Cinderella (aka Zolushka) is a ballet-féerie in three acts, with choreography by Enrico Cecchetti (Acts I and III) and Lev Ivanov (Act II), with the production being supervised under the counsel and instruction of Marius Petipa. Music is by Baron Boris Fitinhoff-Schell; the libretto is by Lidia Pashkova (ru: Лидия Александровна Пашкова) and Ivan Vsevolozhsky.

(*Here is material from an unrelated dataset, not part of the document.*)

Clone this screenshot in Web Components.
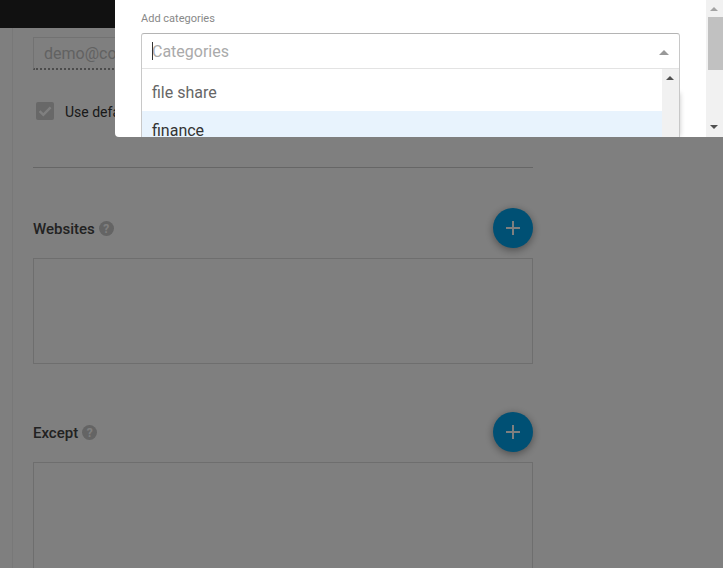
<!DOCTYPE html>
<html>
<head>
<meta charset="utf-8">
<title>Categories</title>
<style>
  html, body { margin: 0; height: 100%; overflow: hidden; background: #fff; }
  body { font-family: Roboto, "Liberation Sans", sans-serif; }
</style>
</head>
<body>
<app-shell>
  <email-field value="demo@com"></email-field>
  <check-row label="Use default"></check-row>
  <hr-line></hr-line>
  <rule-section title="Websites" box="106"></rule-section>
  <rule-section title="Except" box="200"></rule-section>
</app-shell>
<category-modal></category-modal>
<script>
class AppShell extends HTMLElement {
  connectedCallback() {
    this.attachShadow({ mode: "open" });
    this.shadowRoot.innerHTML = `
      <style>
        :host { display: block; height: 568px; overflow: hidden; position: relative; }
        .top { height: 28px; background: #222; }
        .body { display: flex; }
        .rail { width: 12px; flex: none; border-right: 1px solid #f0f0f0; }
        main { width: 500px; margin-left: 20px; display: flex; flex-direction: column; }
        .dim { position: absolute; inset: 0; background: rgba(0, 0, 0, 0.5); }
      </style>
      <div class="top"></div>
      <div class="body">
        <div class="rail"></div>
        <main><slot></slot></main>
      </div>
      <div class="dim"></div>
    `;
  }
}

class EmailField extends HTMLElement {
  connectedCallback() {
    this.attachShadow({ mode: "open" });
    this.shadowRoot.innerHTML = `
      <style>
        :host { display: block; margin-top: 9px; }
        .field {
          height: 33px;
          box-sizing: border-box;
          border: 1px solid #e4e4e4;
          border-bottom: 2px dotted #999;
          padding-left: 10px;
          font-size: 16px;
          line-height: 31px;
          color: #c4c4c4;
          white-space: nowrap;
        }
      </style>
      <div class="field">${this.getAttribute("value")}</div>
    `;
  }
}

class CheckRow extends HTMLElement {
  connectedCallback() {
    this.attachShadow({ mode: "open" });
    this.shadowRoot.innerHTML = `
      <style>
        :host { display: flex; align-items: center; gap: 11px; margin: 32px 0 0 3px; height: 18px; }
        .box { width: 18px; height: 18px; border-radius: 2px; background: #d0d0d0; flex: none; display: block; }
        span { font-size: 14px; line-height: 20px; padding-top: 1px; color: #333; white-space: nowrap; }
      </style>
      <svg class="box" viewBox="0 0 18 18"><path d="M3.6 9.2l3.7 3.7L14.6 5.4" fill="none" stroke="#fff" stroke-width="2.4"/></svg>
      <span>${this.getAttribute("label")}</span>
    `;
  }
}

class HrLine extends HTMLElement {
  connectedCallback() {
    this.attachShadow({ mode: "open" });
    this.shadowRoot.innerHTML = `
      <style>:host { display: block; margin-top: 47px; height: 1px; background: #ccc; }</style>
    `;
  }
}

class HelpIcon extends HTMLElement {
  connectedCallback() {
    this.attachShadow({ mode: "open" });
    this.shadowRoot.innerHTML = `
      <style>
        :host {
          display: inline-flex; align-items: center; justify-content: center;
          width: 15px; height: 15px; border-radius: 50%;
          background: #c8c8c8; color: #fff;
          font: 700 12px Roboto, sans-serif;
        }
      </style>?
    `;
  }
}

class FabButton extends HTMLElement {
  connectedCallback() {
    this.attachShadow({ mode: "open" });
    this.shadowRoot.innerHTML = `
      <style>
        :host {
          display: flex; align-items: center; justify-content: center;
          width: 40px; height: 40px; border-radius: 50%;
          background: #00a0e9;
          box-shadow: 0 2px 8px rgba(0, 0, 0, 0.4);
        }
        svg { display: block; }
      </style>
      <svg width="14" height="14" viewBox="0 0 14 14"><path d="M7 0v14M0 7h14" stroke="#fff" stroke-width="2" fill="none"/></svg>
    `;
  }
}

class RuleSection extends HTMLElement {
  connectedCallback() {
    const first = this.previousElementSibling.tagName === "HR-LINE";
    this.attachShadow({ mode: "open" });
    this.shadowRoot.innerHTML = `
      <style>
        :host { display: block; margin-top: ${first ? 40 : 48}px; }
        header { display: flex; align-items: center; height: 40px; }
        h3 { margin: 2px 4px 0 0; font-size: 15px; font-weight: 500; color: #444; }
        help-icon { margin-top: 1px; }
        fab-button { margin-left: auto; }
        .box { margin-top: 10px; height: ${this.getAttribute("box")}px; box-sizing: border-box; border: 1px solid #ddd; }
      </style>
      <header>
        <h3>${this.getAttribute("title")}</h3>
        <help-icon></help-icon>
        <fab-button></fab-button>
      </header>
      <div class="box"></div>
    `;
  }
}

class ScrollBar extends HTMLElement {
  connectedCallback() {
    const dark = this.hasAttribute("dark");
    this.attachShadow({ mode: "open" });
    this.shadowRoot.innerHTML = `
      <style>
        :host { display: block; width: 17px; background: #f1f1f1; position: relative; flex: none; }
        .up, .down { position: absolute; left: 4px; width: 0; height: 0; border-left: 4px solid transparent; border-right: 4px solid transparent; }
        .up { top: 7px; border-bottom: 4px solid ${dark ? "#505050" : "#a3a3a3"}; }
        .down { bottom: 8px; border-top: 4px solid #505050; }
        .thumb { position: absolute; left: 2px; right: 0; top: 17px; height: 53px; background: #c1c1c1; }
      </style>
      <div class="up"></div>
      ${dark ? "" : '<div class="thumb"></div><div class="down"></div>'}
    `;
  }
}

class CategoryModal extends HTMLElement {
  connectedCallback() {
    this.attachShadow({ mode: "open" });
    this.shadowRoot.innerHTML = `
      <style>
        :host {
          position: absolute; left: 115px; top: 0; width: 608px; height: 137px;
          display: flex; background: #fff; overflow: hidden;
          border-radius: 0 0 0 4px;
          color: #333;
        }
        .content { flex: 1; padding: 12px 26px 0; min-width: 0; position: relative; }
        label { display: block; font-size: 11px; line-height: 14px; color: #888; }
        .select { position: relative; margin-top: 7px; width: 539px; box-sizing: border-box; border: 1px solid #b8b8b8; border-color: #b4b4b4 #c8c8c8 #c8c8c8; border-radius: 3px 3px 0 0; z-index: 1; background: #fff; }
        .input { height: 34px; display: flex; align-items: center; padding-left: 10px; border-bottom: 1px solid #e3e3e3; font-size: 16px; color: #aaa; position: relative; }
        .caret { position: absolute; left: 10px; top: 8px; width: 1px; height: 18px; background: #333; }
        .arrow { position: absolute; right: 10px; top: 16px; width: 0; height: 0; border-left: 5px solid transparent; border-right: 5px solid transparent; border-bottom: 5px solid #999; }
        .list { display: flex; height: 120px; }
        ul { flex: 1; margin: 0; padding: 4px 0 0; list-style: none; font-size: 16px; }
        li { box-sizing: border-box; height: 38px; padding: 1px 0 0 10px; line-height: 38px; color: #666; }
        li.on { background: #e8f3fd; color: #333; }
        .behind { position: absolute; left: 400px; right: 26px; top: 92px; height: 43px; box-shadow: 0 1px 5px rgba(0, 0, 0, 0.22); }
      </style>
      <div class="content">
        <label>Add categories</label>
        <div class="behind"></div>
        <div class="select">
          <div class="input"><span class="caret"></span>Categories<span class="arrow"></span></div>
          <div class="list">
            <ul><li>file share</li><li class="on">finance</li></ul>
            <scroll-bar dark></scroll-bar>
          </div>
        </div>
      </div>
      <scroll-bar></scroll-bar>
    `;
  }
}

customElements.define("app-shell", AppShell);
customElements.define("email-field", EmailField);
customElements.define("check-row", CheckRow);
customElements.define("hr-line", HrLine);
customElements.define("help-icon", HelpIcon);
customElements.define("fab-button", FabButton);
customElements.define("rule-section", RuleSection);
customElements.define("scroll-bar", ScrollBar);
customElements.define("category-modal", CategoryModal);
</script>
</body>
</html>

It was first presented by the Imperial Ballet on 17 December [O.S. 5 December] 1893 at the Imperial Mariinsky Theatre in St. Petersburg, Russian Empire. Principal dancers were Pierina Legnani (as Cinderella), Pavel Gerdt (as Prince Charming), Anna Johansson (as the Fairy Godmother/Good Fairy), Mathilde Kschessinskaya (as Odette, the stepsister), Maria Anderson (as Aloisa, the stepsister), Claudia Kulichevskaya (soloist in the Grand Pas d'action of Act II), Nikolai Aistov (as the King), and Alexei Bulgakov (as the Chamberlain).


  • Revival by Lev Ivanov for the Ballet of the Moscow Imperial Bolshoi Theatre. First presented on 31 July [O.S. 19 July] 1898.
  • Revival of Act II by Lev Ivanov for the Imperial Ballet, and especially for the farewell benefit performance of Pierina Legnani. First presented on 5 February [O.S. 23 January] 1900 at the Imperial Mariinsky Theatre.


The famous variation in polka rhythm danced in the Mariinsky Theatre version of the "Le Corsaire Pas de Deux" is taken from Fitinhof-Schell's score for Cinderella.

Although the scenario of this work was greatly criticized by the St. Petersburg critics balletomanes for putting more emphasis on spectacle and dancing than on drama and story-telling, the production was still an enormous success, particularly with the début of the Italian ballerina Pierina Legnani, who according to one critic "swept all before her." The most celebrated scene was the ball in the Prince's castle in the second act, which included an elaborate Grand Pas d'action in the 19th century style for the characters Cinderella, the Prince, soloists, and the corps de ballet.

The premiere of this work in 1893 has the distinction of being the first performance of a ballet to ever have a ballerina perform 32 fouettés en tournant—by Pierina Legnani who danced the title role. The ballet historian Konstantin Skalkovsky, dance critic for the St. Petersburg Gazette during the latter half of the 19th century and early 20th century, reported on Legnani's feat: "in the last act Legnani positively outdid herself. When Emma Bessone danced the lead in "The Haarlem Tulip" she did 14 fouettés. In her variation Legnani performed 32 of them without stopping, and without traveling one inch! The public delightedly applauded the Ballerina and compelled her to repeat this variation as well. On the repetition she nevertheless did 28 fouettés. To count them became the favourite occupation of the public."